━━━━━ INFORMATION SHOWN

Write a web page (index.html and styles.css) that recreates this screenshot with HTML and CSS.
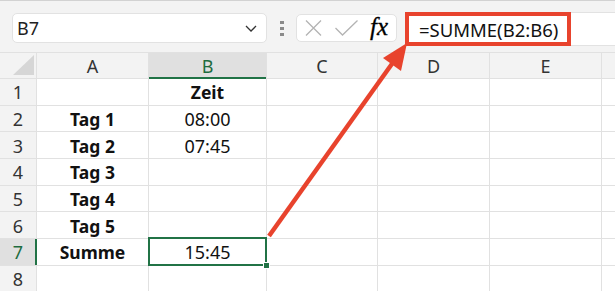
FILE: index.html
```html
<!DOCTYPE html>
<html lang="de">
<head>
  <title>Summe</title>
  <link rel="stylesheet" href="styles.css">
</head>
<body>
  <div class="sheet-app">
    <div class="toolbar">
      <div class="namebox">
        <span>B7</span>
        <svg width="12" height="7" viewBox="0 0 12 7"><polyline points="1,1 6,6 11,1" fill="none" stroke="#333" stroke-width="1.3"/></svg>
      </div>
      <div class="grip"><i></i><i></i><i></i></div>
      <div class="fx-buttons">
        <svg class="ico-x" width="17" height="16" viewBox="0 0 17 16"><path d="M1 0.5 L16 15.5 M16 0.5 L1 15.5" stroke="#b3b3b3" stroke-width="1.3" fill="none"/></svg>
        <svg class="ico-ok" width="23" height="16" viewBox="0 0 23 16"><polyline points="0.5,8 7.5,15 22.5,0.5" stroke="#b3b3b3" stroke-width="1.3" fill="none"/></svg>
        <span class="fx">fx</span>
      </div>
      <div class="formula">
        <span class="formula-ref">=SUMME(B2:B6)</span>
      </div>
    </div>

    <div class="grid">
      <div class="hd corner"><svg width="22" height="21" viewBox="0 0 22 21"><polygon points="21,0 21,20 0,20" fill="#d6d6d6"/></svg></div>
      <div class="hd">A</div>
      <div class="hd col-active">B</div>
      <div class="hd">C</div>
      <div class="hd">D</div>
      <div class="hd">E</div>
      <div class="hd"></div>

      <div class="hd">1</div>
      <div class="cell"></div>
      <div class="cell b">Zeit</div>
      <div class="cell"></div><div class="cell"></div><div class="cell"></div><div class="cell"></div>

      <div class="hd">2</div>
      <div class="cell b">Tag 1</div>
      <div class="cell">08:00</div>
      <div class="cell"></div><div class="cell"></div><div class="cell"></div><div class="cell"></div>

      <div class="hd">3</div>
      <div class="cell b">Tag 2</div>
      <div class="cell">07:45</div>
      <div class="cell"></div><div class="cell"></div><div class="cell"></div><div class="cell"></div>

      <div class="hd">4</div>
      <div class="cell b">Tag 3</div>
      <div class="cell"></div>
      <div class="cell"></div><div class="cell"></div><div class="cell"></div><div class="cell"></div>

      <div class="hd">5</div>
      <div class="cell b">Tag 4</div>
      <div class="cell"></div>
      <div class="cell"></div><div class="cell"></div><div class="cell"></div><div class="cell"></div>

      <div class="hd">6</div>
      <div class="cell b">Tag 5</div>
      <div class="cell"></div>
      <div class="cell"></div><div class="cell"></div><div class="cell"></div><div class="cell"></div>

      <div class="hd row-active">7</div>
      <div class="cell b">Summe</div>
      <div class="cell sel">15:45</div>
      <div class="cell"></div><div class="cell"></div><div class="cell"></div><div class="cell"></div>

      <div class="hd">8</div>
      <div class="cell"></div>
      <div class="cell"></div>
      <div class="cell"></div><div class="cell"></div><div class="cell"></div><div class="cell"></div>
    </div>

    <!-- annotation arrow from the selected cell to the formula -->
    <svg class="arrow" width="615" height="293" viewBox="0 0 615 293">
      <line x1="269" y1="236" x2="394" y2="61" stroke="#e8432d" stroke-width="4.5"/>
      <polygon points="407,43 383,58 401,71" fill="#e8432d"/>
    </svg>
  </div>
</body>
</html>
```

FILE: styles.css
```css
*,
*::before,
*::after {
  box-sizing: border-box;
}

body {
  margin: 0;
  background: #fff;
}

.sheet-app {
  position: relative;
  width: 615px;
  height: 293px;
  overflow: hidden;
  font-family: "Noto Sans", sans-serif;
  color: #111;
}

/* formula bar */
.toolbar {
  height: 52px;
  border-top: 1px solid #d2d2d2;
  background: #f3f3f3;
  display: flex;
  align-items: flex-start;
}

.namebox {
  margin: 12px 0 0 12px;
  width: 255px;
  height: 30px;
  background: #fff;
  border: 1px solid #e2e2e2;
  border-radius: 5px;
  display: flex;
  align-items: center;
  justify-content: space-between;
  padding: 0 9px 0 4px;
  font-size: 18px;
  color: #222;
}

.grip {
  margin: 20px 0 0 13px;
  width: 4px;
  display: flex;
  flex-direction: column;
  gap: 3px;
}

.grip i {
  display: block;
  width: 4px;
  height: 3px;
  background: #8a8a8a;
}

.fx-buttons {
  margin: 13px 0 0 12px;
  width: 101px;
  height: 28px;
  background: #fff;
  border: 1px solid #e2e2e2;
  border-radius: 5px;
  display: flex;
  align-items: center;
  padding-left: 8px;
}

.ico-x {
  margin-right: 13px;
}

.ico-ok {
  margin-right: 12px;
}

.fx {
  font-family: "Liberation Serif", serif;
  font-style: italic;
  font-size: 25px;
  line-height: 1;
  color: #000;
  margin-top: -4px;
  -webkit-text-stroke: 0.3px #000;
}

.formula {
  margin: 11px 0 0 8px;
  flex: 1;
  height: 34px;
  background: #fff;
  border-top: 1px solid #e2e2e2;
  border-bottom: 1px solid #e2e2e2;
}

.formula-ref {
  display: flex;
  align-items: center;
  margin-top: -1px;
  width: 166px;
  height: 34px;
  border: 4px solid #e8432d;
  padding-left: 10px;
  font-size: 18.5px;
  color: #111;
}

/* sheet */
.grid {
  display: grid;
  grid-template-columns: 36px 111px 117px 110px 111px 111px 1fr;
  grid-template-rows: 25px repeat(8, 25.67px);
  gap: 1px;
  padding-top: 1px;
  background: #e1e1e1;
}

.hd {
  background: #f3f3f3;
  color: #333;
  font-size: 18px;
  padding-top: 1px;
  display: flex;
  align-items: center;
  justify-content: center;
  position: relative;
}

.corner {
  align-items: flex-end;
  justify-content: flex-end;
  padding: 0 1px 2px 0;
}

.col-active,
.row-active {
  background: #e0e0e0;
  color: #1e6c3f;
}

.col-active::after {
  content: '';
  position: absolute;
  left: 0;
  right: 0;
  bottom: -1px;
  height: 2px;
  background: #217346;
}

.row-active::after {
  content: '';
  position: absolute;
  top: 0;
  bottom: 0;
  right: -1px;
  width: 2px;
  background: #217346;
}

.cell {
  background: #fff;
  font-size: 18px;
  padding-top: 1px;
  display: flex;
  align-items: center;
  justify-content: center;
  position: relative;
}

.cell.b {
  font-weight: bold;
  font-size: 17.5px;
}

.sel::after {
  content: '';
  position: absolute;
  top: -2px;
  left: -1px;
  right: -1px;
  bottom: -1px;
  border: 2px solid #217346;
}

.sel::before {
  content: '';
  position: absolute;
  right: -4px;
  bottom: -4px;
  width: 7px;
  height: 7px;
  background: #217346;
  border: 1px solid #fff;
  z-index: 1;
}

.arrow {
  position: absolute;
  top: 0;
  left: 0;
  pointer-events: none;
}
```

━━━━━━━━━━
━━━━━ INFORMATION SHOWN

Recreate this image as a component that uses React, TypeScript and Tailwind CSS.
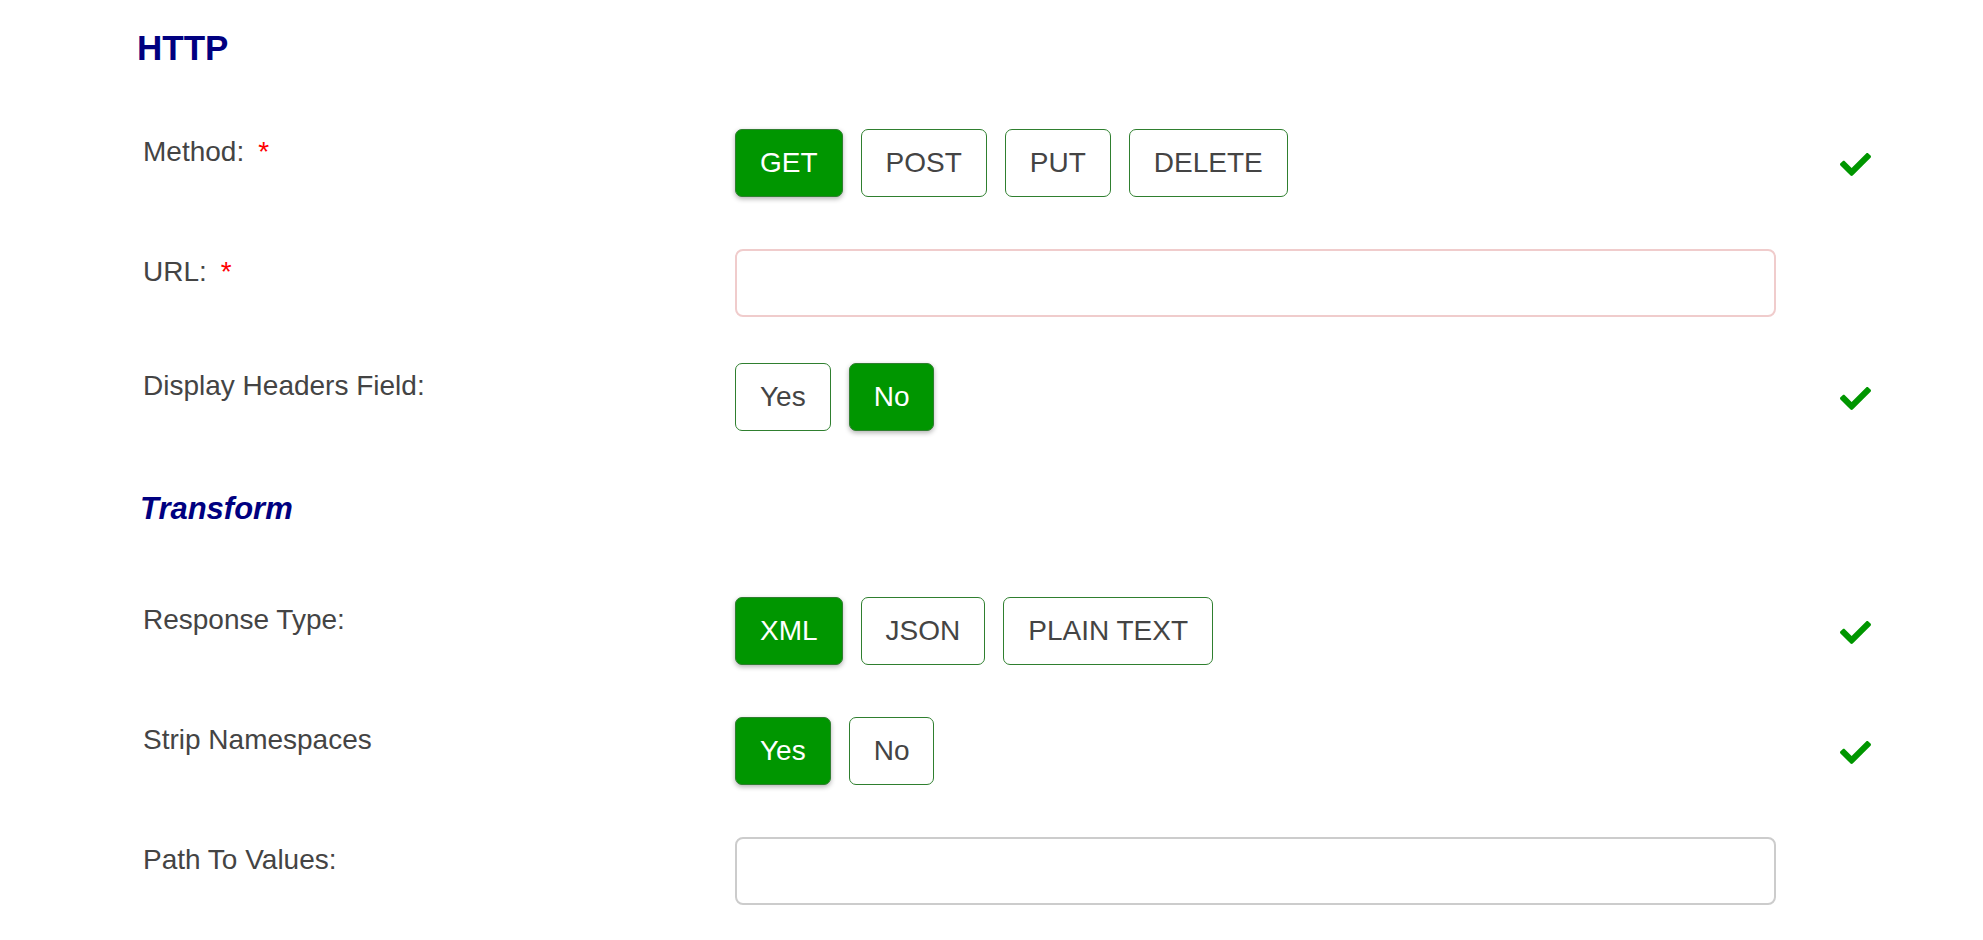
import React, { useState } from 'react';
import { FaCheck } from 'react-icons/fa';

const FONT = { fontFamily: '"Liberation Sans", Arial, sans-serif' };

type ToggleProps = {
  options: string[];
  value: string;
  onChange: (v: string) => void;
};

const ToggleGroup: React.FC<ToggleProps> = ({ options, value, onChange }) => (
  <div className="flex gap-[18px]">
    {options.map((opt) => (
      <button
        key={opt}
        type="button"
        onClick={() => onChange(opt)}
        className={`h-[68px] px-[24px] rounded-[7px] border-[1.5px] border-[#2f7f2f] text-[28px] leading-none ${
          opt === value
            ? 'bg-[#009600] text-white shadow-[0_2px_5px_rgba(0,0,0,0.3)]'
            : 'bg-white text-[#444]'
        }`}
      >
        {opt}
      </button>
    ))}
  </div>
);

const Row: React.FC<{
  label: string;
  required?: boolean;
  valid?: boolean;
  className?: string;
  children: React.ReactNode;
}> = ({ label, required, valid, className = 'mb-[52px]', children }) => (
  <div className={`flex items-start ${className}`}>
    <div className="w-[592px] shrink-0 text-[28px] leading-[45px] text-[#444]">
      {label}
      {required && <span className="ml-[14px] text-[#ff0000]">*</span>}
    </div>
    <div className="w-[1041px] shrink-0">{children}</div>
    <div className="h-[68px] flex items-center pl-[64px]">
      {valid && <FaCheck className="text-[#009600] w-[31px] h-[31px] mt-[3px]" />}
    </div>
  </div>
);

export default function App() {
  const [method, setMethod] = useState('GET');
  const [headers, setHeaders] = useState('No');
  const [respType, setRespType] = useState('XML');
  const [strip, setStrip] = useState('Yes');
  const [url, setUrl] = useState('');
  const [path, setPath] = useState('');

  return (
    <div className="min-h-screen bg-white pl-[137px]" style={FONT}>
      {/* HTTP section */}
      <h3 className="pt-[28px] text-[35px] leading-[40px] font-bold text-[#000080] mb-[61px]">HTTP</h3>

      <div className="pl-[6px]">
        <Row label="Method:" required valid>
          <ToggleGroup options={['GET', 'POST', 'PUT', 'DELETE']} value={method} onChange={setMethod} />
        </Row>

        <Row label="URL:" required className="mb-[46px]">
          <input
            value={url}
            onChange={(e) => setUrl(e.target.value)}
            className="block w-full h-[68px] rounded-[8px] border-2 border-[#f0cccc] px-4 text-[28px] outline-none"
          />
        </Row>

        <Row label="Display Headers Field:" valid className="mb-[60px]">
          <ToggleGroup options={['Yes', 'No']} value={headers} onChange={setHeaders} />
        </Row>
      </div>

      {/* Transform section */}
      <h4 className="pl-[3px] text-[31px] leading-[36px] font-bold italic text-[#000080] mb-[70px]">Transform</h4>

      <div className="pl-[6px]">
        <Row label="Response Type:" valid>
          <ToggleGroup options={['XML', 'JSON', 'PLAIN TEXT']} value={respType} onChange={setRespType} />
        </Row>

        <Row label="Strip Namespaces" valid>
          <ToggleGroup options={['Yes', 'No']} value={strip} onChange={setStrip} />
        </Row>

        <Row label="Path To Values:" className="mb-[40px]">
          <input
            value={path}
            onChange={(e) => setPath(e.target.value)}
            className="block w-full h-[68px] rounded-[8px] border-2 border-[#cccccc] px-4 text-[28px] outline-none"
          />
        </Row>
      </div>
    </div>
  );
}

━━━━━━━━━━

** TASK OBJECTIVE **
Copy word for word every line from the one with "Recreate this image" through the one with "const [path, setPath] = useState('');", including both. No pictures belong in the copy.

** THE RESULT **
Recreate this image as a component that uses React, TypeScript and Tailwind CSS.
import React, { useState } from 'react';
import { FaCheck } from 'react-icons/fa';

const FONT = { fontFamily: '"Liberation Sans", Arial, sans-serif' };

type ToggleProps = {
  options: string[];
  value: string;
  onChange: (v: string) => void;
};

const ToggleGroup: React.FC<ToggleProps> = ({ options, value, onChange }) => (
  <div className="flex gap-[18px]">
    {options.map((opt) => (
      <button
        key={opt}
        type="button"
        onClick={() => onChange(opt)}
        className={`h-[68px] px-[24px] rounded-[7px] border-[1.5px] border-[#2f7f2f] text-[28px] leading-none ${
          opt === value
            ? 'bg-[#009600] text-white shadow-[0_2px_5px_rgba(0,0,0,0.3)]'
            : 'bg-white text-[#444]'
        }`}
      >
        {opt}
      </button>
    ))}
  </div>
);

const Row: React.FC<{
  label: string;
  required?: boolean;
  valid?: boolean;
  className?: string;
  children: React.ReactNode;
}> = ({ label, required, valid, className = 'mb-[52px]', children }) => (
  <div className={`flex items-start ${className}`}>
    <div className="w-[592px] shrink-0 text-[28px] leading-[45px] text-[#444]">
      {label}
      {required && <span className="ml-[14px] text-[#ff0000]">*</span>}
    </div>
    <div className="w-[1041px] shrink-0">{children}</div>
    <div className="h-[68px] flex items-center pl-[64px]">
      {valid && <FaCheck className="text-[#009600] w-[31px] h-[31px] mt-[3px]" />}
    </div>
  </div>
);

export default function App() {
  const [method, setMethod] = useState('GET');
  const [headers, setHeaders] = useState('No');
  const [respType, setRespType] = useState('XML');
  const [strip, setStrip] = useState('Yes');
  const [url, setUrl] = useState('');
  const [path, setPath] = useState('');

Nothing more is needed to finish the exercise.